The banner that hangs in front of the Alma Mater Hospital read, “March is Women’s Health Month. Free Examinations and Treatment.” Medicine and treatment have always been at no cost for our patients, but in March we waved the minimal fee that the hospital charges for clinic visits, as well. During the past months, Orna, our head nurse, spoke at all the Sunday Church services, and on the three radio stations in town.
“Protect your health. Come to the women’s clinic. Do this for your children, do it for yourself.”
Our nurses walked through the market passing out flyers that explained that Haiti has one of the highest rate of cervical cancer in the world, and that it is a preventable disease if it is diagnosed early. Some women commented that they had friends who died of breast or cervical cancer.

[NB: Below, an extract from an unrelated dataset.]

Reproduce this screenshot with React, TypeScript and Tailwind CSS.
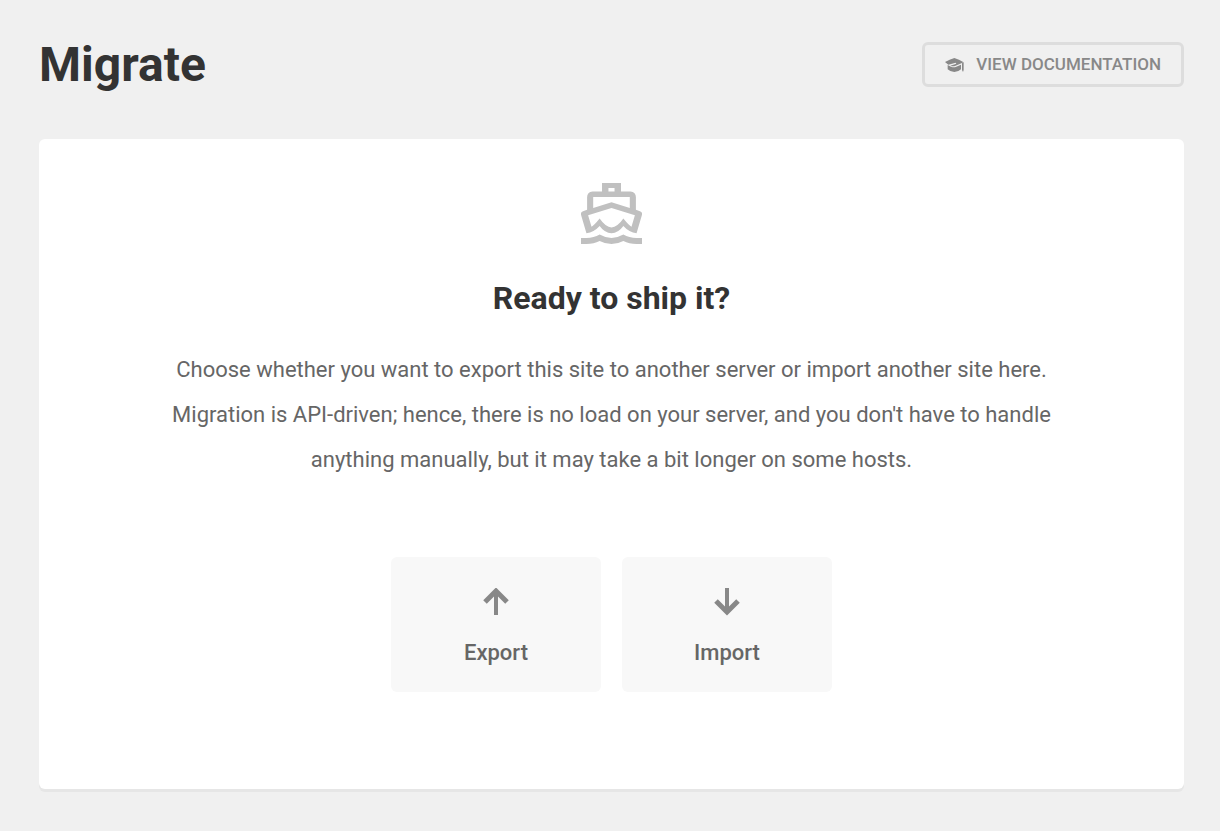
import { ReactNode } from "react";

function ShipIcon() {
  return (
    <svg viewBox="0 0 180 180" className="size-[61px]" fill="currentColor" aria-hidden="true">
      <path
        fillRule="evenodd"
        d="M62 0H118V25H146Q162 27 162 42V79L174 83Q182 86 180 94L164 148Q142 146 125 127Q110 148 90 148Q70 148 55 127Q38 146 16 148L0 94Q-2 86 6 83L18 79V42Q18 27 34 25H62ZM81 15V25H99V15ZM36 41V74L90 57L144 74V41ZM90 74L21 95L31 129Q38 126 55 105Q73 131 90 131Q107 131 125 105Q142 126 149 129L159 95Z"
      />
      <path d="M0 162H16Q38 162 55 152Q72 162 90 162Q108 162 125 152Q142 162 164 162H180V180H164Q142 180 125 171Q108 180 90 180Q72 180 55 171Q38 180 16 180H0Z" />
    </svg>
  );
}

function CapIcon() {
  return (
    <svg viewBox="0 0 57 42" className="h-[14px] w-[19px]" fill="currentColor" aria-hidden="true">
      <path d="M0 12Q14 5 28 0Q42 4 56 13L30 24Q24 26 16 23L34 17L32 14L10 20Z" />
      <path d="M8 21L18 26Q26 29 32 27L48 20V34Q40 42 28 42Q16 42 8 34Z" />
      <path d="M51 16L56 13V36L54 42L51 36Z" />
    </svg>
  );
}

function ArrowIcon({ down = false }: { down?: boolean }) {
  return (
    <svg viewBox="0 0 26 28" className="h-7 w-[26px] text-[#888]" fill="none" stroke="currentColor" aria-hidden="true">
      <path strokeWidth="4" d={down ? "M13 0V24" : "M13 27V3"} />
      <path strokeWidth="5" d={down ? "M2 13L13 24L24 13" : "M2 14L13 3L24 14"} />
    </svg>
  );
}

function ActionButton({ label, icon }: { label: string; icon: ReactNode }) {
  return (
    <button type="button" className="flex h-[135px] w-[210px] flex-col items-center rounded-md bg-[#f8f8f8] pt-[31px] font-medium text-[#666] hover:bg-[#f2f2f2]">
      {icon}
      <span className="mt-[21px] text-[22px] leading-8">{label}</span>
    </button>
  );
}

function App() {
  return (
    <div className="min-h-screen bg-[#f0f0f0] px-9 pt-[42px] pb-10 font-['Roboto',sans-serif] sm:pr-9 sm:pl-[39px]">
      <header className="flex flex-wrap items-center justify-between gap-4">
        <h1 className="text-5xl leading-[45px] font-bold text-[#333]">Migrate</h1>
        <a href="#documentation" className="flex h-[45px] items-center gap-3 rounded-md border-3 border-[#ddd] px-5 text-[17px] font-medium text-[#888] uppercase">
          <CapIcon />
          View Documentation
        </a>
      </header>

      <main className="mt-[52px] flex flex-col items-center rounded-md bg-white px-8 pt-11 pb-[97px] text-center shadow-[0_3px_0_#e6e6e6]">
        <div className="text-[#c0c0c0]">
          <ShipIcon />
        </div>
        <h2 className="mt-8 text-[32px] leading-[45px] font-bold text-[#333]">Ready to ship it?</h2>
        <p className="mt-[26px] max-w-[900px] text-[22px] leading-[45px] text-[#666]">
          Choose whether you want to export this site to another server or import another site here. Migration is API-driven; hence, there is no load on your server, and you don't have to handle anything manually, but it may take a bit longer on some hosts.
        </p>
        <div className="mt-[75px] flex flex-wrap justify-center gap-[21px]">
          <ActionButton label="Export" icon={<ArrowIcon />} />
          <ActionButton label="Import" icon={<ArrowIcon down />} />
        </div>
      </main>
    </div>
  );
}

export default App;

On March first, women began gathering in front of the hospital at 6 a.m. waiting for the 8:30 a.m. clinic to open. Each women received a breast and gynecological examination, and was screened for cervical cancer, AIDS, syphilis, and other sexually transmitted infections. Every women who attended clinic received a bright red Medicine For Peace bracelet that said, “Promote Women’s Health”. Scores of women now walk through the market proudly sporting their colorful bracelets.
By the end of the month, two patients with cervical cancer were discovered and received potentially curable surgery, ten patients with pre-cancerous cervical lesions were treated with cryosurgery, six new AIDS patients were diagnosed and placed on first line anti-retroviral drugs, and more than a hundred patients with sexually transmitted infections and other gynecological problems were diagnosed and treated. Most important, more than five hundred and fifty women were brought into the health care system.

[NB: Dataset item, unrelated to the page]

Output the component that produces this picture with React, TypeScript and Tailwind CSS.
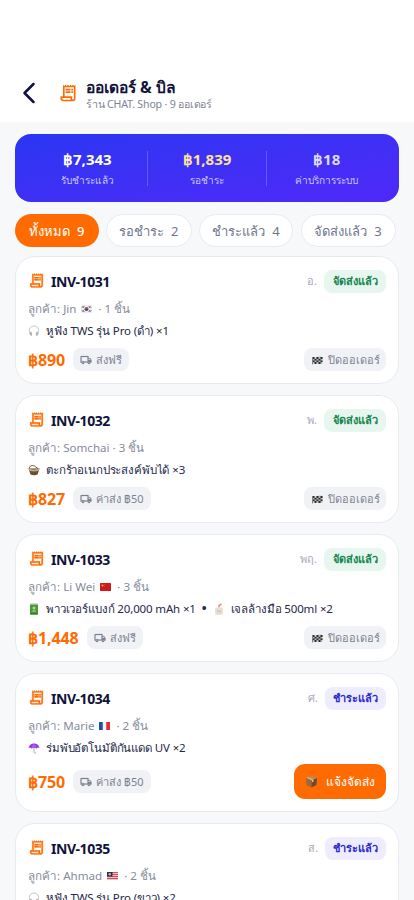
import type { ReactNode } from 'react';
import { MdOutlineReceiptLong, MdOutlineLocalShipping } from 'react-icons/md';

type Kind = 'headphones' | 'basket' | 'battery' | 'lotion' | 'umbrella';
type Country = 'kr' | 'cn' | 'fr' | 'my';

function Flag({ country }: { country: Country }) {
  return (
    <svg className="mr-[3px] ml-[5px] h-[8px] w-[11px] shrink-0" viewBox="0 0 22 16">
      {country === 'kr' && (
        <>
          <rect width="22" height="16" rx="1" fill="#ececef" />
          <path d="M7 8a4 4 0 0 1 8 0z" fill="#d33b4d" />
          <path d="M7 8a4 4 0 0 0 8 0z" fill="#284a9b" />
          <path d="M2 5l3-3M3.500 6l3-3M17 2l3 3M15.500 3l3 3M2 11l3 3M3.500 10l3 3M17 14l3-3M15.500 13l3-3" stroke="#333" strokeWidth="1.500" />
        </>
      )}
      {country === 'cn' && (
        <>
          <rect width="22" height="16" rx="1" fill="#cf1a20" />
          <circle cx="5" cy="5" r="2" fill="#f2b632" />
          <circle cx="9" cy="3" r=".7" fill="#f2b632" />
          <circle cx="9" cy="7" r=".7" fill="#f2b632" />
        </>
      )}
      {country === 'fr' && (
        <>
          <rect width="22" height="16" fill="#f3f3f5" />
          <rect width="7.500" height="16" fill="#20509b" />
          <rect x="14.500" width="7.500" height="16" fill="#dc3038" />
        </>
      )}
      {country === 'my' && (
        <>
          <rect width="22" height="16" fill="#e9c4c8" />
          <path d="M0 1h22M0 5h22M0 9h22M0 13h22" stroke="#cf4f5c" strokeWidth="2" />
          <rect width="11" height="9" fill="#23306f" />
          <circle cx="5.500" cy="4.500" r="2.500" fill="#e2b747" />
        </>
      )}
    </svg>
  );
}

function Product({ kind }: { kind: Kind }) {
  return (
    <svg className="mr-[6px] h-[12px] w-[12px] shrink-0" viewBox="0 0 24 24" fill="none">
      {kind === 'headphones' && (
        <>
          <path d="M4 17C0 7 6 2 12 2s12 5 8 15" stroke="#c3c5c9" strokeWidth="2" />
          <path d="M5 13c4 1 4 7 2 9-4-1-5-6-2-9zM19 13c-4 1-4 7-2 9 4-1 5-6 2-9z" fill="#aeb1b7" />
        </>
      )}
      {kind === 'basket' && (
        <>
          <path d="M3 10C2 3 9 2 13 4t8 6" stroke="#6b5138" strokeWidth="2" />
          <path d="M1 9h22l-4 12q-7 3-14 0z" fill="#5f4732" />
          <path d="M1 8q11 6 22 0l-1 5q-10 4-20 0z" fill="#c9a983" />
          <path d="M6 14l1 6M11 15v6M17 14l-1 6" stroke="#8f6f4c" />
        </>
      )}
      {kind === 'battery' && (
        <>
          <rect x="4" y="2" width="16" height="21" rx="2" fill="#4c9a35" />
          <rect x="4" y="1" width="16" height="3" rx="1" fill="#a7b6a0" />
          <rect x="4" y="20" width="16" height="3" rx="1" fill="#397b2a" />
          <path d="M12 7v6M9 10h6M9 16h6" stroke="#d7efc9" strokeWidth="1.800" />
        </>
      )}
      {kind === 'lotion' && (
        <>
          <rect x="4" y="9" width="16" height="15" rx="4" fill="#eadfd6" />
          <path d="M12 9V5l5-3" stroke="#e79583" strokeWidth="3" />
          <rect x="8" y="14" width="8" height="5" fill="#dccabd" />
        </>
      )}
      {kind === 'umbrella' && (
        <>
          <path d="M12 8v12q0 3 4 2" stroke="#a7a5ae" strokeWidth="1.800" />
          <path d="M1 12Q3 3 12 3t11 9q-3-2-6 1-5-3-10 0-3-3-6-1z" fill="#9136d8" />
          <path d="M7 13Q7 6 12 3q5 3 5 10-5-3-10 0z" fill="#ae58ec" />
        </>
      )}
    </svg>
  );
}

function Chequered() {
  return (
    <svg className="h-[9px] w-[11px] shrink-0" viewBox="0 0 22 18">
      <path d="M1 2q5 2 10 0t10 0v13q-5 2-10 0t-10 1z" fill="#b9b9b9" />
      <path d="M1 2h4v4H1zM9 2h4v4H9zM17 2h4v4h-4zM5 6h4v3H5zM13 6h4v3h-4zM1 9h4v3H1zM9 9h4v3H9zM17 9h4v3h-4zM5 12h4v4H5zM13 12h4v4h-4zM1 2h1v15H1z" fill="#2b2b2b" />
    </svg>
  );
}

function Parcel() {
  return (
    <svg className="h-[13px] w-[13px] shrink-0" viewBox="0 0 26 26">
      <path d="M2 6l11-4 11 4-11 5z" fill="#b98c60" />
      <path d="M2 6l11 5v14L3 20z" fill="#966a43" />
      <path d="M24 6l-11 5v14l10-5z" fill="#70492a" />
      <path d="M6 4.500l11 5v4l-3 1v-4l-11-5z" fill="#d9bd9c" />
    </svg>
  );
}

interface Order {
  id: string;
  day: string;
  name: string;
  flag?: Country;
  count: string;
  items: { kind: Kind; text: string }[];
  price: string;
  ship: string;
  closed: boolean;
}

const orders: Order[] = [
  { id: 'INV-1031', day: 'อ.', name: 'Jin', flag: 'kr', count: '1', items: [{ kind: 'headphones', text: 'หูฟัง TWS รุ่น Pro (ดำ) ×1' }], price: '฿890', ship: 'ส่งฟรี', closed: true },
  { id: 'INV-1032', day: 'พ.', name: 'Somchai', count: '3', items: [{ kind: 'basket', text: 'ตะกร้าอเนกประสงค์พับได้ ×3' }], price: '฿827', ship: 'ค่าส่ง ฿50', closed: true },
  { id: 'INV-1033', day: 'พฤ.', name: 'Li Wei', flag: 'cn', count: '3', items: [{ kind: 'battery', text: 'พาวเวอร์แบงก์ 20,000 mAh ×1' }, { kind: 'lotion', text: 'เจลล้างมือ 500ml ×2' }], price: '฿1,448', ship: 'ส่งฟรี', closed: true },
  { id: 'INV-1034', day: 'ศ.', name: 'Marie', flag: 'fr', count: '2', items: [{ kind: 'umbrella', text: 'ร่มพับอัตโนมัติกันแดด UV ×2' }], price: '฿750', ship: 'ค่าส่ง ฿50', closed: false },
  { id: 'INV-1035', day: 'ส.', name: 'Ahmad', flag: 'my', count: '2', items: [{ kind: 'headphones', text: 'หูฟัง TWS รุ่น Pro (ขาว) ×2' }], price: '฿790', ship: 'ส่งฟรี', closed: false },
];

function OrderCard({ order }: { order: Order }) {
  return (
    <article className={`flex shrink-0 flex-col rounded-[20px] border border-[#e8eaf0] bg-white px-[12px] pt-[12px] ${order.closed ? 'h-[128px]' : 'h-[139px]'}`}>
      <div className="flex h-[24px] items-center">
        <MdOutlineReceiptLong className="-mt-[2px] mr-[6px] h-[17px] w-[17px] text-[#ff6b00] [&>path:not([fill=none])]:stroke-[0.4]" />
        <span className="text-[14px] font-bold tracking-[-0.45px] text-[#10133a]">{order.id}</span>
        <span className="mr-[7px] ml-auto text-[11px] text-[#a6aab8]">{order.day}</span>
        <span className={`flex h-[23px] items-center justify-center rounded-[8px] text-[11px] font-bold ${order.closed ? 'w-[62px] bg-[#e7f6ee] text-[#168650]' : 'w-[61px] bg-[#ededff] text-[#302bd0]'}`}>
          {order.closed ? 'จัดส่งแล้ว' : 'ชำระแล้ว'}
        </span>
      </div>
      <div className="mt-[6px] flex h-[20px] items-center text-[11.6px] text-[#858b9c]">
        <span>ลูกค้า: {order.name}</span>
        {order.flag && <Flag country={order.flag} />}
        <span>&nbsp;· {order.count} ชิ้น</span>
      </div>
      <div className="mt-[2px] flex h-[20px] items-center text-[11.5px] tracking-[-0.14px] text-[#252847]">
        {order.items.map((item, i) => (
          <span key={item.kind} className="flex items-center">
            {i > 0 && <span className="mx-[6px] text-[13px] font-bold">•</span>}
            <Product kind={item.kind} />
            {item.text}
          </span>
        ))}
      </div>
      <div className={`flex items-center ${order.closed ? 'mt-[7px] h-[23px]' : 'mt-[6px] h-[35px]'}`}>
        <span className="mr-[8px] text-[16px] font-bold tracking-[-0.1px] text-[#ff6b00]">{order.price}</span>
        <span className="flex h-[23px] items-center gap-[4px] rounded-[8px] bg-[#f1f2f6] px-[7px] pt-px text-[11px] text-[#7d8293]">
          <MdOutlineLocalShipping className="-mt-px h-[12px] w-[12px] [&>path:not([fill=none])]:stroke-[0.4]" />
          {order.ship}
        </span>
        {order.closed ? (
          <span className="ml-auto flex h-[23px] w-[82px] items-center justify-center gap-[5px] rounded-[8px] bg-[#f1f2f6] pt-px pl-px text-[11px] text-[#7d8293]">
            <Chequered />
            ปิดออเดอร์
          </span>
        ) : (
          <button className="ml-auto flex h-[35px] w-[92px] items-center justify-center gap-[8px] rounded-[11px] bg-[#ff6b00] text-[12px] font-medium text-white">
            <Parcel />
            แจ้งจัดส่ง
          </button>
        )}
      </div>
    </article>
  );
}

function Stat({ value, label, color }: { value: string; label: ReactNode; color: string }) {
  return (
    <div className="flex flex-1 flex-col items-center pt-[2px]">
      <span className={`h-[22px] text-[15px] leading-[23px] font-bold ${color}`}>{value}</span>
      <span className="h-[20px] text-[10.1px] leading-[20px] text-[#c9c5ff]">{label}</span>
    </div>
  );
}

export default function App() {
  return (
    <main className="flex h-[900px] w-[414px] flex-col overflow-hidden bg-[#f7f8fa] font-['Noto_Sans',sans-serif] whitespace-nowrap">
      <header className="flex h-[122px] shrink-0 items-end bg-white pb-[10px] pl-[22px]">
        <svg className="mb-[8px] h-[22px] w-[14px]" viewBox="0 0 14 22" fill="none" stroke="#10133a" strokeWidth="2.500" strokeLinecap="round" strokeLinejoin="round">
          <path d="M11.500 2L2.500 11l9 9" />
        </svg>
        <MdOutlineReceiptLong className="mr-[8px] mb-[9px] ml-[22px] h-[20px] w-[20px] text-[#ff6b00]" />
        <div className="flex flex-col">
          <h1 className="h-[21px] text-[15.6px] leading-[22px] font-bold text-[#10133a]">ออเดอร์ &amp; บิล</h1>
          <p className="h-[15px] text-[10.6px] leading-[14px] tracking-[-0.18px] text-[#7d8293]">ร้าน CHAT. Shop · 9 ออเดอร์</p>
        </div>
      </header>
      <section className="mx-[15px] mt-[12px] flex h-[68px] shrink-0 items-center rounded-[16px] bg-linear-to-br from-[#2936f3] to-[#4f28f8] px-[13px]">
        <Stat value="฿7,343" label="รับชำระแล้ว" color="text-white" />
        <i className="h-[35px] w-px bg-white/20" />
        <Stat value="฿1,839" label="รอชำระ" color="text-[#ffe0a0]" />
        <i className="h-[35px] w-px bg-white/20" />
        <Stat value="฿18" label="ค่าบริการระบบ" color="text-[#dcdcff]" />
      </section>
      <nav className="mt-[12px] mb-[9px] ml-[15px] flex h-[33px] shrink-0 gap-[7.5px] text-[13px] text-[#70778c]">
        <span className="flex w-[83.5px] items-center justify-center gap-[7px] rounded-full bg-[#ff6b00] pt-[2px] font-medium text-white">ทั้งหมด <span>9</span></span>
        <span className="flex w-[85.5px] items-center justify-center gap-[7px] rounded-full border border-[#e8eaf0] bg-white pt-[2px]">รอชำระ <span>2</span></span>
        <span className="flex w-[94px] items-center justify-center gap-[7px] rounded-full border border-[#e8eaf0] bg-white pt-[2px]">ชำระแล้ว <span>4</span></span>
        <span className="flex w-[95px] items-center justify-center gap-[7px] rounded-full border border-[#e8eaf0] bg-white pt-[2px]">จัดส่งแล้ว <span>3</span></span>
      </nav>
      <div className="mx-[15px] flex flex-col gap-[11px]">
        {orders.map((order) => <OrderCard key={order.id} order={order} />)}
      </div>
    </main>
  );
}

There are many lessons to be learned from MFP’s women’s health month. For a cancer prevention program to be successful, community education has to be ongoing, aggressive and unfaltering. In countries with entrenched poverty, even a minimal fee is an impediment to promoting comprehensive women’s health. If a woman has the option of a doctor’s visit or a few bowls of rice, she will opt for feeding her children. Free medical care does not promote dependency, as some assert, it just prolongs women’s lives.
There is a Creole saying that explains, “Analphabet pa bet”. (We may be uneducated but we are not ignorant). Haitian women understand the importance of maintaining their health, and will seek out medical care if it is offered to them.